» DIRECTIONS FOR THIS TASK
From the entries below, extract every line that includes the word "screenshot".
───── DATA PROVIDED ─────
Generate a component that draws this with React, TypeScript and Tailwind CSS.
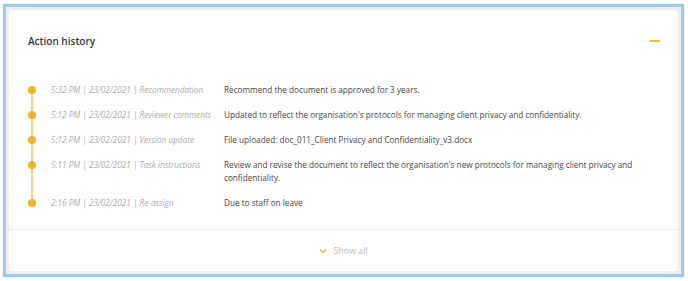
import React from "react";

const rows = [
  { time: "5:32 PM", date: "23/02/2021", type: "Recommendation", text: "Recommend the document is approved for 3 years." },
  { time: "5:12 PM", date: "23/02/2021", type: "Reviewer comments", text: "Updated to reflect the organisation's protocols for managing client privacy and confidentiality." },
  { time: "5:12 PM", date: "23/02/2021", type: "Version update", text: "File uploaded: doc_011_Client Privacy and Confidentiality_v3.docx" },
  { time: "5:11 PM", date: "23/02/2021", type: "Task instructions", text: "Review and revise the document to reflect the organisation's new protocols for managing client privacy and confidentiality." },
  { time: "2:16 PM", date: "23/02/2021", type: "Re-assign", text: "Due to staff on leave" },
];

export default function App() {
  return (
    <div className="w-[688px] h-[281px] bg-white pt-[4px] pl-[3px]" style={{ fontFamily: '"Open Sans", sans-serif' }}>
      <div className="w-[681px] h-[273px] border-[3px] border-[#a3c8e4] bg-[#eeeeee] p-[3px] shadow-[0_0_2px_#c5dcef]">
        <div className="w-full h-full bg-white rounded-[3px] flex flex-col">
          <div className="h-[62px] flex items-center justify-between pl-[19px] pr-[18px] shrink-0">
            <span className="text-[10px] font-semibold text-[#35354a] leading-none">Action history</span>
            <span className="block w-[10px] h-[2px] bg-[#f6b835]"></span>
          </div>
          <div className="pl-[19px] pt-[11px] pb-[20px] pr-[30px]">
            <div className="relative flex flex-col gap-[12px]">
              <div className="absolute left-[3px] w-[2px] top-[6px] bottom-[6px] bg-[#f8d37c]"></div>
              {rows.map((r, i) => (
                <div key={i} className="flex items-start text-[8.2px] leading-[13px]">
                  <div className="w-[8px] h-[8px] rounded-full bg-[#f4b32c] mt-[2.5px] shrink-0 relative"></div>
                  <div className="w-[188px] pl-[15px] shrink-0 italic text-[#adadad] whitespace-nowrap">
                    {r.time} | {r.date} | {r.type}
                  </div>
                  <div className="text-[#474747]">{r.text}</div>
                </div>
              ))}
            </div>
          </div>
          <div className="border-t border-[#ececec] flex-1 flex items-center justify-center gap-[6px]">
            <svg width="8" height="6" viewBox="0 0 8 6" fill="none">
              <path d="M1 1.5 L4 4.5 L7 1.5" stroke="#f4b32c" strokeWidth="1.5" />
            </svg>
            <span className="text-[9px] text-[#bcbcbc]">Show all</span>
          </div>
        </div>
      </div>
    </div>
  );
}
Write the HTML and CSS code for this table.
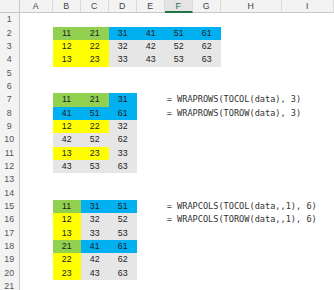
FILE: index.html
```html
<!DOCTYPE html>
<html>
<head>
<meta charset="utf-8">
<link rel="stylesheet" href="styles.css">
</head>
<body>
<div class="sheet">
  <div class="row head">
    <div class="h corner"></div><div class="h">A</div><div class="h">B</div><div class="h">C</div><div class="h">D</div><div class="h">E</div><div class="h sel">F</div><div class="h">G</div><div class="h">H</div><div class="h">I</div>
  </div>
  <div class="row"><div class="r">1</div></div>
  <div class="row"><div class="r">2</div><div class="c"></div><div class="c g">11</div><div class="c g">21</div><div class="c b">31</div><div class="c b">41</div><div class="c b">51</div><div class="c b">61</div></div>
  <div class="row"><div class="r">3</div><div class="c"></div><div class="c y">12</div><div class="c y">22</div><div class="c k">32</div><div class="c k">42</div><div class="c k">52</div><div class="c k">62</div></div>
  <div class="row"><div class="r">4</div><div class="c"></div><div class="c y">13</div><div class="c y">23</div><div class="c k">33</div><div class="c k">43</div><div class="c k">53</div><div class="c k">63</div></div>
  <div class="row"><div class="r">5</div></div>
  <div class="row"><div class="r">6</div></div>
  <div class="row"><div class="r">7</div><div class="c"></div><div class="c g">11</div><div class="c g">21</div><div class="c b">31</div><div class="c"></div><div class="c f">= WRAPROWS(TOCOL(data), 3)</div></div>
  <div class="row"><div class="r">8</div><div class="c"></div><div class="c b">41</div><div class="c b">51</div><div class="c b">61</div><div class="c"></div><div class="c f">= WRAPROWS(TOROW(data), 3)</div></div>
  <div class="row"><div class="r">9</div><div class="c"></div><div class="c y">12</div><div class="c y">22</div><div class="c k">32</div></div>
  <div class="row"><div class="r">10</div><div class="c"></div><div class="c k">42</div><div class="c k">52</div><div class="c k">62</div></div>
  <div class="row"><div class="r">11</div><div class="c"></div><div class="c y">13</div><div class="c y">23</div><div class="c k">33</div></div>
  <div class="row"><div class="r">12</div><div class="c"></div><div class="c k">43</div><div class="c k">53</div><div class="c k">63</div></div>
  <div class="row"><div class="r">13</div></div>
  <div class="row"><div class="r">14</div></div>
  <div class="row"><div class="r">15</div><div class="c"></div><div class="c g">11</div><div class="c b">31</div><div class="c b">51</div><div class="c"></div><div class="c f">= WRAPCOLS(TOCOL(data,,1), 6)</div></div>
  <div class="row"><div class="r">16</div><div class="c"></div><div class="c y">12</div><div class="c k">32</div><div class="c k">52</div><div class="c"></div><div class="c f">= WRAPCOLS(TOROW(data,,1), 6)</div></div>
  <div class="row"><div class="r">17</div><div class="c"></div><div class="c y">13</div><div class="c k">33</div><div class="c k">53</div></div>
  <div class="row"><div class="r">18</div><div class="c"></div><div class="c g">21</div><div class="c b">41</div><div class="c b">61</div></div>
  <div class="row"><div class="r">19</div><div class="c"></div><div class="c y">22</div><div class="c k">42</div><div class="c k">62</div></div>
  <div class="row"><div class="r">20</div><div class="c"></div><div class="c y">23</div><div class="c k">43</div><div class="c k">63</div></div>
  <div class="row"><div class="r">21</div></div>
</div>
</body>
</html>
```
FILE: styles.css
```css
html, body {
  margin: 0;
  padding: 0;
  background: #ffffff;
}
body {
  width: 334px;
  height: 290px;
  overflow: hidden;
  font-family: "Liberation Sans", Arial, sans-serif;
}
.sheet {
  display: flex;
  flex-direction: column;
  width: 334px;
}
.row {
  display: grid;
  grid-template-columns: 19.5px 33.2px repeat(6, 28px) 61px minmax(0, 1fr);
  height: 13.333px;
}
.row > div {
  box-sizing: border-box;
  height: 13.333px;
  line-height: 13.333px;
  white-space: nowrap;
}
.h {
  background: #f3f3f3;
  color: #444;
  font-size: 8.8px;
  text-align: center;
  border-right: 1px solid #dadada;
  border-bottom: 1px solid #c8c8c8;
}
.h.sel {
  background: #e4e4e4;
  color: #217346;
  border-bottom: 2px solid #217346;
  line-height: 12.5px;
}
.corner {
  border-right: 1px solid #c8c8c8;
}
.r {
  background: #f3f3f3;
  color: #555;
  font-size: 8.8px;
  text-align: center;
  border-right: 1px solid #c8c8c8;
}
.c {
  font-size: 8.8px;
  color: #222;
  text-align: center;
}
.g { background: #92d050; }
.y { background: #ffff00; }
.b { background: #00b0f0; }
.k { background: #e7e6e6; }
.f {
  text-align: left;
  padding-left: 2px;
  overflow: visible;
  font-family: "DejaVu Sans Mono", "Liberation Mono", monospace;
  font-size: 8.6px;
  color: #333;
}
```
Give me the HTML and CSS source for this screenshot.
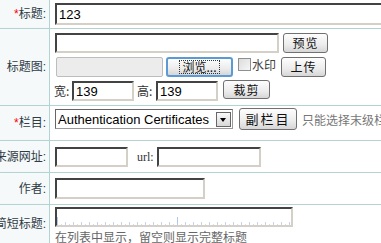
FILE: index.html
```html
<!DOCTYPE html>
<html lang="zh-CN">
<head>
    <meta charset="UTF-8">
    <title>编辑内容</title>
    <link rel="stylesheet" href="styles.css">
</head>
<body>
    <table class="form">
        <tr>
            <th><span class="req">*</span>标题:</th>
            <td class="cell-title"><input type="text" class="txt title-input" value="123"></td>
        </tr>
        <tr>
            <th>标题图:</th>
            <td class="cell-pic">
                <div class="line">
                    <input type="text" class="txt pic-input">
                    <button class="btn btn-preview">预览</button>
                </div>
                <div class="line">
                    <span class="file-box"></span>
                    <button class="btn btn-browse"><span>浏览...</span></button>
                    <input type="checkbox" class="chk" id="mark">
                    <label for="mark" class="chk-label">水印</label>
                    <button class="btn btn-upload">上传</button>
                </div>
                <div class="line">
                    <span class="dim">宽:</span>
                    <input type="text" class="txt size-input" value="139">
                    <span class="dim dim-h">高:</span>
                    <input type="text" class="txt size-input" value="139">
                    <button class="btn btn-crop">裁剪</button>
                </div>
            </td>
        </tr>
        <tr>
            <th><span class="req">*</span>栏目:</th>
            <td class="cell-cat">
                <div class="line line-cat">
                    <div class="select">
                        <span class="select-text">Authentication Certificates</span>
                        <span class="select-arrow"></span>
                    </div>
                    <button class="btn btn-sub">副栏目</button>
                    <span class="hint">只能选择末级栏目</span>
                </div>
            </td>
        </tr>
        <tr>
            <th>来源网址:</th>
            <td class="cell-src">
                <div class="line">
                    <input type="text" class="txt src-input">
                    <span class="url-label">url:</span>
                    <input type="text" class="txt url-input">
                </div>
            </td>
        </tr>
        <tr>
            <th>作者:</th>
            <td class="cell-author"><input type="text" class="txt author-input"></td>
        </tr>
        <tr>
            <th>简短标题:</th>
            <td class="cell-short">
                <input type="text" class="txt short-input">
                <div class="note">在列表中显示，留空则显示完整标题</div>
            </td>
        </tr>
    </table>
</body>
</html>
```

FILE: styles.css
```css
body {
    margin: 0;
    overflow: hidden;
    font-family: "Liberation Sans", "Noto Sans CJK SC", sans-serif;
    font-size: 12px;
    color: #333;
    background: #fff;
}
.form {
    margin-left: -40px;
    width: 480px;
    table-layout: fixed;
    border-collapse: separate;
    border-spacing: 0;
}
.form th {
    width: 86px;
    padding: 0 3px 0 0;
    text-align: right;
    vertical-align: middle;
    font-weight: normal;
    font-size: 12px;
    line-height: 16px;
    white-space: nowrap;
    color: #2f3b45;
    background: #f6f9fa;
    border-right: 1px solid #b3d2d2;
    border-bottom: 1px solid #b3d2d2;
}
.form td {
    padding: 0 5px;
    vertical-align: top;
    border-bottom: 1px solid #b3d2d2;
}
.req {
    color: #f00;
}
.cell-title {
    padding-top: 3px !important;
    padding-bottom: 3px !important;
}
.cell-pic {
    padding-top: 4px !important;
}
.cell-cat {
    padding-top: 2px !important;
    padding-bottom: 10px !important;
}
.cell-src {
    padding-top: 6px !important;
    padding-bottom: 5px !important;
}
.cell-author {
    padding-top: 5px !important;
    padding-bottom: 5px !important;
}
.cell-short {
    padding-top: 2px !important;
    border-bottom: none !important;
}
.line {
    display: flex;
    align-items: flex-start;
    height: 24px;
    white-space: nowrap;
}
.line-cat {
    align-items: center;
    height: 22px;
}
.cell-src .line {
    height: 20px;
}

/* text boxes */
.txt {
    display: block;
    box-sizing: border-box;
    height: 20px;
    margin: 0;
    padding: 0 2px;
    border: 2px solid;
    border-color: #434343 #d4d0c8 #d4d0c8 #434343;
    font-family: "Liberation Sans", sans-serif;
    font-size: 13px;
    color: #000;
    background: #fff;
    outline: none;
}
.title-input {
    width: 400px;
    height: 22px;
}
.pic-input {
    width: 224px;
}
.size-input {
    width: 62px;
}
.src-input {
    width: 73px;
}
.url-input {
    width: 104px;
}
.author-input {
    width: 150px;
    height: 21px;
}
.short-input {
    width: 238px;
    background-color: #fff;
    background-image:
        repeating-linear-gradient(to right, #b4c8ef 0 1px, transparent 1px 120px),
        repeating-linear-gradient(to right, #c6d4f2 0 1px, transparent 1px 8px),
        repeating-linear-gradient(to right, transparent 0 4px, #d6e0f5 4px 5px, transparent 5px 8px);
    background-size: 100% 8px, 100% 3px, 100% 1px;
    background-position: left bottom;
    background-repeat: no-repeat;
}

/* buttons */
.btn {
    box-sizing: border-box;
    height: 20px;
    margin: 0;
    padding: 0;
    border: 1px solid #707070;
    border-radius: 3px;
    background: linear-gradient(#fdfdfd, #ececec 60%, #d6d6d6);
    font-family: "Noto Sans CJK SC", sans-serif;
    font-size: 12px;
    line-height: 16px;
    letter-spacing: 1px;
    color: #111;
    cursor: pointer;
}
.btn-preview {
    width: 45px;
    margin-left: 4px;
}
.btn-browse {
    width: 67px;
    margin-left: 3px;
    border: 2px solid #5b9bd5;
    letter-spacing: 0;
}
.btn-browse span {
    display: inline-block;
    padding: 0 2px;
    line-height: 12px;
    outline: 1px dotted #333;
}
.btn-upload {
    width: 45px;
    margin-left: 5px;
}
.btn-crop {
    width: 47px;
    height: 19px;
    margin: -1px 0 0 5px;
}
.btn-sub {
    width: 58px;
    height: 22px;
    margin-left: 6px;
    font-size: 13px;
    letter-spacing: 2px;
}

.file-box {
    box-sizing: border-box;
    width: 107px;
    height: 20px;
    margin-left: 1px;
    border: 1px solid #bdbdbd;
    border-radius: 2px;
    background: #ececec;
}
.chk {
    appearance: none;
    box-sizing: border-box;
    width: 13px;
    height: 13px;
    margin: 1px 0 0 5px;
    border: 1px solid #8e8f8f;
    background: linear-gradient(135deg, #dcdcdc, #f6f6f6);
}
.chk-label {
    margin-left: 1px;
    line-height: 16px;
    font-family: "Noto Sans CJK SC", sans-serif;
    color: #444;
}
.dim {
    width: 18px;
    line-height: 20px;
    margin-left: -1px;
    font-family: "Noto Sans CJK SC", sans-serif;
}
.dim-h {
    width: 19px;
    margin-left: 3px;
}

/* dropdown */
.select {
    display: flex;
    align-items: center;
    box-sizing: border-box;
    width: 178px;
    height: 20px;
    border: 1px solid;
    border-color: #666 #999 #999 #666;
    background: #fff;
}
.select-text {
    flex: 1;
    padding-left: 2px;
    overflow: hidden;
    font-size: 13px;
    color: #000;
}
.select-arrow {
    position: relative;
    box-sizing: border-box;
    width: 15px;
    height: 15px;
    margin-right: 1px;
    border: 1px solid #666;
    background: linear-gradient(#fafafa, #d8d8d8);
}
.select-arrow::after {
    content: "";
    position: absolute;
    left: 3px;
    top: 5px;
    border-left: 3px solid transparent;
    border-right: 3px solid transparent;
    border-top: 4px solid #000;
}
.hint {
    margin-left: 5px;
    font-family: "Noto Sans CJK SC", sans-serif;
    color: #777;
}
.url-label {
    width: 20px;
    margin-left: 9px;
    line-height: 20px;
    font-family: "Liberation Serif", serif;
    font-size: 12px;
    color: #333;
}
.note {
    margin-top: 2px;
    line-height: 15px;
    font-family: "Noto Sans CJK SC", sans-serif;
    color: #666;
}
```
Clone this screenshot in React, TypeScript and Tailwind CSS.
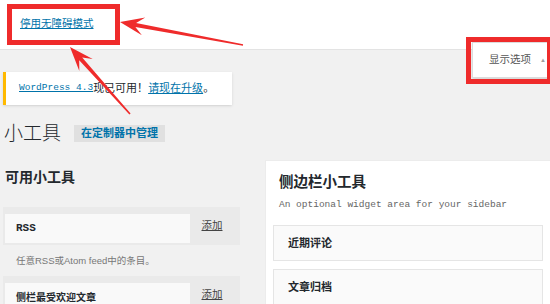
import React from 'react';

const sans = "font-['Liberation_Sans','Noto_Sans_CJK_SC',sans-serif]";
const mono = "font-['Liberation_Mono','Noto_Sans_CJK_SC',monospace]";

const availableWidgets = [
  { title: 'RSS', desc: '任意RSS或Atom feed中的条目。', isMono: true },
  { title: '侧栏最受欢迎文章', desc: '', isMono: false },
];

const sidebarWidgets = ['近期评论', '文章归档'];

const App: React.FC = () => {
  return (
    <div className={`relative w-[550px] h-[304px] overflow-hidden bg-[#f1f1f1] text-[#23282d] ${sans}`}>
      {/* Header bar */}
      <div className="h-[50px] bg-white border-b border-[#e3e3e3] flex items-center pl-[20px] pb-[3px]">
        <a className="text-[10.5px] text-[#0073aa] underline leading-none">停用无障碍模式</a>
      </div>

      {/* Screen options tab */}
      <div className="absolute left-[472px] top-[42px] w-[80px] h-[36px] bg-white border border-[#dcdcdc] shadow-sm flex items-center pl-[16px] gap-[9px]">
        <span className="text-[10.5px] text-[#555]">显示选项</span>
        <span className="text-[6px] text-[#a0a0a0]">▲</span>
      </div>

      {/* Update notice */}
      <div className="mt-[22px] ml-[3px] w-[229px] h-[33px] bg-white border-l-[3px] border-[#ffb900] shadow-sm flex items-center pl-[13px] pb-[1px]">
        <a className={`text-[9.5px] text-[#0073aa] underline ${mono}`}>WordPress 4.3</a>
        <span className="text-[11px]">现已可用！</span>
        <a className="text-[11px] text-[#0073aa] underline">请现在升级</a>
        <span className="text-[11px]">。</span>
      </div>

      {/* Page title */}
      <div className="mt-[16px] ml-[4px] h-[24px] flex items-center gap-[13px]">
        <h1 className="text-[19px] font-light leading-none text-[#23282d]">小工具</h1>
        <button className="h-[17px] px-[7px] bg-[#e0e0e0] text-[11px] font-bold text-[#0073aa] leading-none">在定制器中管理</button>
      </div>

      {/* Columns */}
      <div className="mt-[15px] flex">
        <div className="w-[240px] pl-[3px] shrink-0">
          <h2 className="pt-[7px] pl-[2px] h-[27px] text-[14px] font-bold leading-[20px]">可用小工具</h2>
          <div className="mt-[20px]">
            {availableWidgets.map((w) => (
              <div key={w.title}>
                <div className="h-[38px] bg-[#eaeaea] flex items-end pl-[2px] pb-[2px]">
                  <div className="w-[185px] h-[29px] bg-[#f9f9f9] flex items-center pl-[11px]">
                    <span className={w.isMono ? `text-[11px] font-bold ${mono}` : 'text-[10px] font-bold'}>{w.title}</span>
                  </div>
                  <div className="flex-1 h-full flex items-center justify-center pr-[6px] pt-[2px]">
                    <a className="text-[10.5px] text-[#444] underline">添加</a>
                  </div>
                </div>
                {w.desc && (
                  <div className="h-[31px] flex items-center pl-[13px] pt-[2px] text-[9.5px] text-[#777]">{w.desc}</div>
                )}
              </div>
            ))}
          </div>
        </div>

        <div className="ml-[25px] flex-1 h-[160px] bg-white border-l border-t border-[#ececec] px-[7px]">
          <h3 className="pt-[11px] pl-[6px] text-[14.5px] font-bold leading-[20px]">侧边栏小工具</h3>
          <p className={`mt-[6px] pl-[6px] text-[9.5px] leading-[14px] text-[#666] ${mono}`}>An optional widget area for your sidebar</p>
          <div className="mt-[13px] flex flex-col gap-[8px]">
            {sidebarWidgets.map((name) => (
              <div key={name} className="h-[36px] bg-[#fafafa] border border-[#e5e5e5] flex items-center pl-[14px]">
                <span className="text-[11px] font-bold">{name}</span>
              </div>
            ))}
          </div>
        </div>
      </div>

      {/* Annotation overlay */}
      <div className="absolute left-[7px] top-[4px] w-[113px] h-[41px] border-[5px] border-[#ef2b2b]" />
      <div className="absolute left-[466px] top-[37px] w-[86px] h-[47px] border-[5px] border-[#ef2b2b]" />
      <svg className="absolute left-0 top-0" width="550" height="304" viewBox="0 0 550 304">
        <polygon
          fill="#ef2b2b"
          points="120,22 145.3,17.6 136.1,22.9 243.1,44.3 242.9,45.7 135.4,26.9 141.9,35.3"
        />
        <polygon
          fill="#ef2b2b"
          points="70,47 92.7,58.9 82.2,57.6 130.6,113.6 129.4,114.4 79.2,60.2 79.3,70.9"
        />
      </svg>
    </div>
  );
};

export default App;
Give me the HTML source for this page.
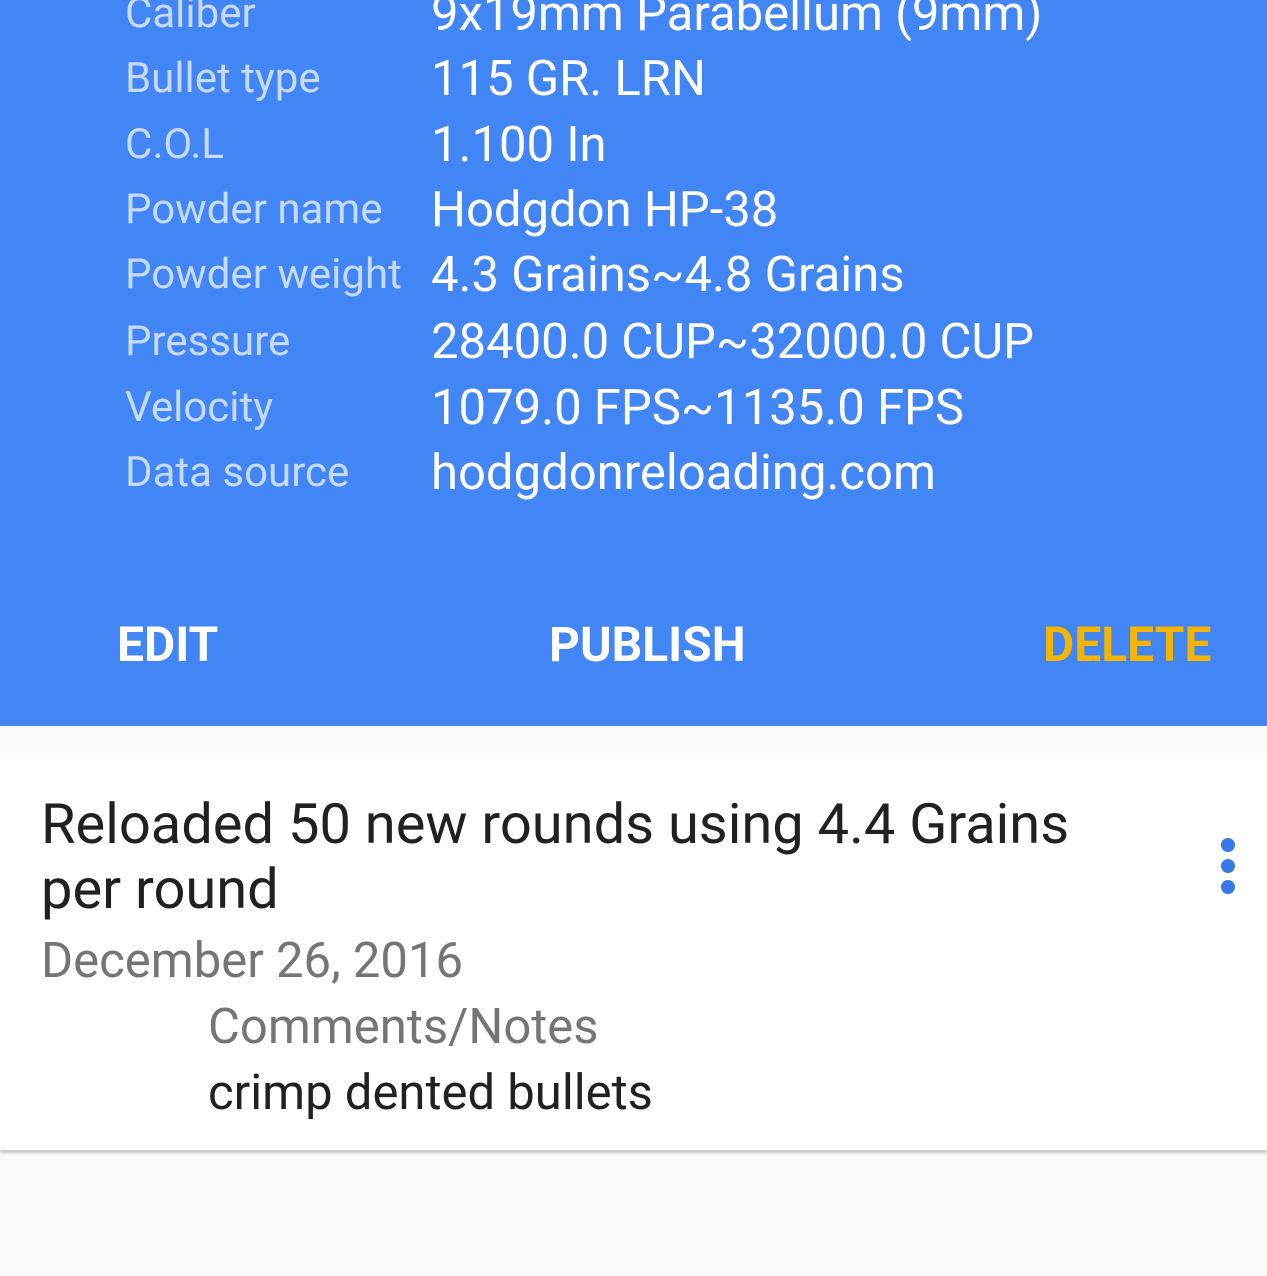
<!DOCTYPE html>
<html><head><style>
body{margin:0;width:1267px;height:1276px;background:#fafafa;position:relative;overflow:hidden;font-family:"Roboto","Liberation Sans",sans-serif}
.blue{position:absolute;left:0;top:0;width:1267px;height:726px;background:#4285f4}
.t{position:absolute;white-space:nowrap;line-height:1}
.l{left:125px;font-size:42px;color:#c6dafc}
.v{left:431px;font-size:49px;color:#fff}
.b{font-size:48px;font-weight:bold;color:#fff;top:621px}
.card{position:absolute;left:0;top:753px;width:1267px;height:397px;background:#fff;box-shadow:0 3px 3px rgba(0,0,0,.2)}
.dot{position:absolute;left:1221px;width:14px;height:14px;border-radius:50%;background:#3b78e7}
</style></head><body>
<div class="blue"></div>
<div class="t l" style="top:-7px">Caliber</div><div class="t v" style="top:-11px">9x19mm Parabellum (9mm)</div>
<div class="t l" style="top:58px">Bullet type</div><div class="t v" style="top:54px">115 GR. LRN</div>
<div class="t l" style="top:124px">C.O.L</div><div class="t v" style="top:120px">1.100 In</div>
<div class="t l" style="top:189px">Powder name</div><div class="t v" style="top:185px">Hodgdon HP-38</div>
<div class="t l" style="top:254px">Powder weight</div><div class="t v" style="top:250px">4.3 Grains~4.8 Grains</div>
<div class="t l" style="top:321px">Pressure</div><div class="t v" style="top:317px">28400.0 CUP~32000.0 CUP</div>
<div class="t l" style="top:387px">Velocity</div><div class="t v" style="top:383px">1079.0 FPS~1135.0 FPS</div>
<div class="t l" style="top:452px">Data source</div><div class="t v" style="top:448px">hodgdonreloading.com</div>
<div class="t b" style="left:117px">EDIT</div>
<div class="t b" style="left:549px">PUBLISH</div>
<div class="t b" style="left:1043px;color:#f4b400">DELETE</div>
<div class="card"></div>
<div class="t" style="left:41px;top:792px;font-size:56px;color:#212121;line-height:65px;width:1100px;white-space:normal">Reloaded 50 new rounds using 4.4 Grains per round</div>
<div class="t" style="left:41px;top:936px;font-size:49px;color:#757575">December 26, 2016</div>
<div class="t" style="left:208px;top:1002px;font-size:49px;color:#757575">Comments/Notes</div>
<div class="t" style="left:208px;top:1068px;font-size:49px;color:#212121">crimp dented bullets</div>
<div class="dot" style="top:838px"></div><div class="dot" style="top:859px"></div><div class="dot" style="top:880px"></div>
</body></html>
─────
» THE SOLUTION
Give me the HTML and CSS source for this screenshot.
Clone this screenshot in React, TypeScript and Tailwind CSS.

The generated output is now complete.